With the discovery of Tutankhamun’s tomb in 1922 came a craze which gripped the world - Egyptomania. Fashion for women began to change dramatically around this time - hemlines got shorter and clothing got bolder, and so with the renewed interest in Egyptian history fashion designers took advantage of this trend. Old newspaper clippings show Buntings department store in Swaffham and Hunstanton sold Egyptian-style clothing and shoes, which were mass-produced in factories following developments in machinery during the First World War.
The High Street
During the 1930s, the look of the High Street began to change. Department stores such as Marks & Spencer and Burtons set up shop in King’s Lynn town, and the Catleughs of Lynn had stores in Norfolk Street and Broad Street. These stores encompassed all of a retailers needs - where clothing, shoes and other garments could be purchased in one place.
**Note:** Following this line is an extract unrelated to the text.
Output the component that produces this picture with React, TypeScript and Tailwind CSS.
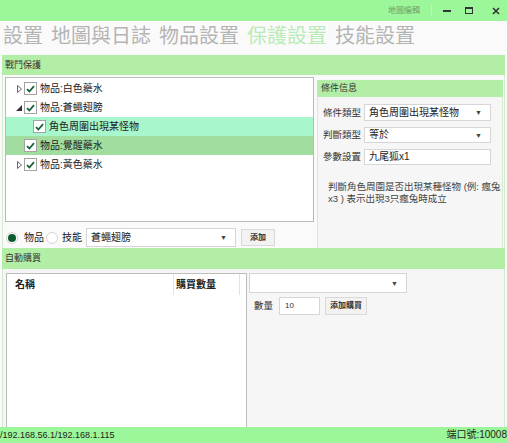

During this decade, the most fashionable trend for men were two-toned shoes.
Second World War
As women joined the war effort in the 1940s, shoes were being produced on a mass scale. Resourceful designers would use crocodile and snake skin as an alternative to calf leather. Womens shoes were made more functional as many were working in fields and factories. It was around this period when ration cards were handed out to residents from King’s Lynn Town Hall. People were giving 66 coupons for clothing each year until rationing stopped in 1949.
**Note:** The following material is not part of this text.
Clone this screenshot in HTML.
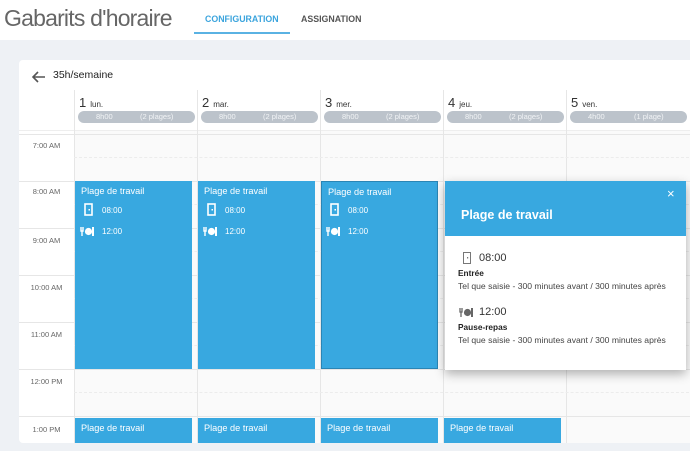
<!DOCTYPE html>
<html><head><meta charset="utf-8"><style>
*{margin:0;padding:0;box-sizing:border-box}
body{width:690px;height:451px;overflow:hidden;background:#eef1f5;font-family:"Liberation Sans",sans-serif;position:relative}
.hdr{position:absolute;left:0;top:0;width:690px;height:40px;background:#fff}
.title{position:absolute;left:4px;top:5px;font-size:23px;color:#666;letter-spacing:-0.8px}
.tab{position:absolute;top:14px;font-size:8.8px;font-weight:bold;letter-spacing:0}
.card{position:absolute;left:19px;top:60px;width:680px;height:383px;background:#fff;border-radius:4px;overflow:hidden}
.abs{position:absolute}
.day{position:absolute;top:35px;font-size:13px;color:#333}
.day small{font-size:8px;margin-left:4px}
.pill{position:absolute;top:51px;height:12px;width:117px;background:#bcc3cb;border-radius:6px;color:#f2f4f6;font-size:7.5px;line-height:12px}
.pill span{position:absolute}
.grid{position:absolute;left:55px;top:70px;width:640px;height:320px;background:#fafafa}
.hl{position:absolute;left:0;width:680px;height:1px;background:#e6e6e6}
.dl{position:absolute;left:55px;width:625px;height:0;border-top:1px dashed #ececec}
.vl{position:absolute;top:30px;width:1px;height:360px;background:#e6e6e6}
.tl{position:absolute;left:0;width:55px;text-align:center;font-size:7.5px;color:#666}
.blk{position:absolute;width:117px;background:#38a8e0;color:#fff;font-size:9.2px}
.blk .t{position:absolute;left:6px;top:5px}
.row{position:absolute;left:6px;font-size:8px}
.pop{position:absolute;left:445px;top:181px;width:241px;height:189px;background:#fff;box-shadow:0 4px 10px rgba(0,0,0,.3)}
.d{font-size:8.6px;color:#444}
</style></head><body>
<div class="hdr">
<div class="title">Gabarits d'horaire</div>
<div class="tab" style="left:205px;color:#3ba4dd">CONFIGURATION</div>
<div class="tab" style="left:301px;color:#555">ASSIGNATION</div>
<div class="abs" style="left:194px;top:32px;width:96px;height:2px;background:#5ab2e3"></div>
</div>
<div class="card">
<svg class="abs" style="left:13px;top:11px" width="14" height="12" viewBox="0 0 14 12"><path d="M13 6H2M6 1L1 6l5 5" stroke="#555" stroke-width="1.6" fill="none"/></svg>
<div class="abs" style="left:34px;top:9px;font-size:10.5px;color:#222">35h/semaine</div>
<div class="grid"></div>
<div class="hl" style="top:70px;background:#eee"></div>
<div class="vl" style="left:55px"></div>
<div class="vl" style="left:178px"></div>
<div class="vl" style="left:301px"></div>
<div class="vl" style="left:424px"></div>
<div class="vl" style="left:547px"></div>
<div class="hl" style="top:74px"></div>
<div class="dl" style="top:97px"></div>
<div class="hl" style="top:121px"></div>
<div class="dl" style="top:144px"></div>
<div class="hl" style="top:168px"></div>
<div class="dl" style="top:191px"></div>
<div class="hl" style="top:215px"></div>
<div class="dl" style="top:238px"></div>
<div class="hl" style="top:262px"></div>
<div class="dl" style="top:285px"></div>
<div class="hl" style="top:309px"></div>
<div class="dl" style="top:332px"></div>
<div class="hl" style="top:356px"></div>
<div class="tl" style="top:81px">7:00 AM</div>
<div class="tl" style="top:127px">8:00 AM</div>
<div class="tl" style="top:176px">9:00 AM</div>
<div class="tl" style="top:223px">10:00 AM</div>
<div class="tl" style="top:270px">11:00 AM</div>
<div class="tl" style="top:317px">12:00 PM</div>
<div class="tl" style="top:365px">1:00 PM</div>
<div class="day" style="left:60px">1<small>lun.</small></div>
<div class="day" style="left:183px">2<small>mar.</small></div>
<div class="day" style="left:306px">3<small>mer.</small></div>
<div class="day" style="left:429px">4<small>jeu.</small></div>
<div class="day" style="left:552px">5<small>ven.</small></div>
<div class="pill" style="left:59px"><span style="left:18px">8h00</span><span style="left:62px">(2 plages)</span></div>
<div class="pill" style="left:182px"><span style="left:18px">8h00</span><span style="left:62px">(2 plages)</span></div>
<div class="pill" style="left:305px"><span style="left:18px">8h00</span><span style="left:62px">(2 plages)</span></div>
<div class="pill" style="left:428px"><span style="left:18px">8h00</span><span style="left:62px">(2 plages)</span></div>
<div class="pill" style="left:551px"><span style="left:18px">4h00</span><span style="left:64px">(1 plage)</span></div>
</div>

<div class="blk" style="left:75px;top:181px;height:188px"><div class="t">Plage de travail</div>
<svg class="abs" style="left:9px;top:22px" width="9" height="13"><rect x="1" y="1" width="7" height="11" stroke="#fff" stroke-width="1.6" fill="none"/><rect x="4.5" y="6" width="1.5" height="1.5" fill="#fff"/></svg><div class="row" style="left:27px;top:25px">08:00</div>
<svg class="abs" style="left:5px;top:45px" width="16" height="10"><path d="M1 1v4h2V1M2 5v5" stroke="#fff" stroke-width="1.4" fill="none"/><circle cx="8.5" cy="5.5" r="3.6" fill="#fff"/><path d="M13 1v9" stroke="#fff" stroke-width="2"/></svg><div class="row" style="left:27px;top:46px">12:00</div></div>
<div class="blk" style="left:198px;top:181px;height:188px"><div class="t">Plage de travail</div>
<svg class="abs" style="left:9px;top:22px" width="9" height="13"><rect x="1" y="1" width="7" height="11" stroke="#fff" stroke-width="1.6" fill="none"/><rect x="4.5" y="6" width="1.5" height="1.5" fill="#fff"/></svg><div class="row" style="left:27px;top:25px">08:00</div>
<svg class="abs" style="left:5px;top:45px" width="16" height="10"><path d="M1 1v4h2V1M2 5v5" stroke="#fff" stroke-width="1.4" fill="none"/><circle cx="8.5" cy="5.5" r="3.6" fill="#fff"/><path d="M13 1v9" stroke="#fff" stroke-width="2"/></svg><div class="row" style="left:27px;top:46px">12:00</div></div>
<div class="blk" style="left:321px;top:181px;height:188px;border:1px solid #2a85b5"><div class="t">Plage de travail</div>
<svg class="abs" style="left:8px;top:21px" width="9" height="13"><rect x="1" y="1" width="7" height="11" stroke="#fff" stroke-width="1.6" fill="none"/><rect x="4.5" y="6" width="1.5" height="1.5" fill="#fff"/></svg><div class="row" style="left:26px;top:24px">08:00</div>
<svg class="abs" style="left:4px;top:44px" width="16" height="10"><path d="M1 1v4h2V1M2 5v5" stroke="#fff" stroke-width="1.4" fill="none"/><circle cx="8.5" cy="5.5" r="3.6" fill="#fff"/><path d="M13 1v9" stroke="#fff" stroke-width="2"/></svg><div class="row" style="left:26px;top:45px">12:00</div></div>
<div class="blk" style="left:75px;top:418px;height:25px"><div class="t">Plage de travail</div></div>
<div class="blk" style="left:198px;top:418px;height:25px"><div class="t">Plage de travail</div></div>
<div class="blk" style="left:321px;top:418px;height:25px"><div class="t">Plage de travail</div></div>
<div class="blk" style="left:444px;top:418px;height:25px"><div class="t">Plage de travail</div></div>

<div class="pop">
<div class="abs" style="left:0;top:0;width:241px;height:55px;background:#38a8e0"></div>
<div class="abs" style="left:222px;top:5px;color:#fff;font-size:13px">×</div>
<div class="abs" style="left:16px;top:27px;color:#fff;font-size:12.5px;font-weight:bold">Plage de travail</div>
<svg class="abs" style="left:18px;top:71px" width="8" height="12"><rect x="0.5" y="0.5" width="7" height="11" stroke="#777" fill="none"/><rect x="4" y="5" width="1.2" height="1.5" fill="#777"/></svg>
<div class="abs" style="left:34px;top:71px;font-size:11px;color:#333">08:00</div>
<div class="abs" style="left:13px;top:87px;font-size:8.3px;font-weight:bold;color:#222">Entrée</div>
<div class="abs d" style="left:13px;top:100px">Tel que saisie - 300 minutes avant / 300 minutes après</div>
<svg class="abs" style="left:14px;top:126px" width="16" height="10"><path d="M1 1v4h2V1M2 5v5" stroke="#666" stroke-width="1.3" fill="none"/><circle cx="8.5" cy="5.5" r="3.6" fill="#666"/><path d="M13 1v9" stroke="#666" stroke-width="2"/></svg>
<div class="abs" style="left:34px;top:125px;font-size:11px;color:#333">12:00</div>
<div class="abs" style="left:13px;top:141px;font-size:8.3px;font-weight:bold;color:#222">Pause-repas</div>
<div class="abs d" style="left:13px;top:154px">Tel que saisie - 300 minutes avant / 300 minutes après</div>
</div>
</body></html>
In the 1950s, younger people had more disposable income and so fashion began to change to capture the younger market. It was the era of thick-soled creepers and Teddy Boy shoes. For women, the stiletto heel became a hot trend, named as such for its resemblance to a dagger with a needle-like pointed blade.
Nancy Sinatra’s These Boots Are Made For Walking, released in 1966, boosted the sales of Go-Go boots - low-heeled, mid-calf leather boots which came in a variety of colours, with white being the most popular. Whiskey a Go Go, the go-to venue for 60s rock stars in Hollywood, found its way to King’s Lynn. The Italian milk bar in Broad Street was a hotspot for hotshots, with many other bars opening in London.
A platform for shoes
The 1970s was the disco era and fashion no longer had any rules. Platform shoes - with thick soles and thick heels - were not just limited to women but became a must-have for men following the commercial success of Saturday Night Fever. The movie is best remembered for John Travolta’s whacky dance moves and eccentric shoes to match.
The digital revolution has transformed the purpose of a shoe and what it can do for wearers. Using cutting-edge technology, footwear can be fitted with sensors to relay information to a person’s smartphone, and some sports brands are using 3D printing to custom-make shoes for the individual.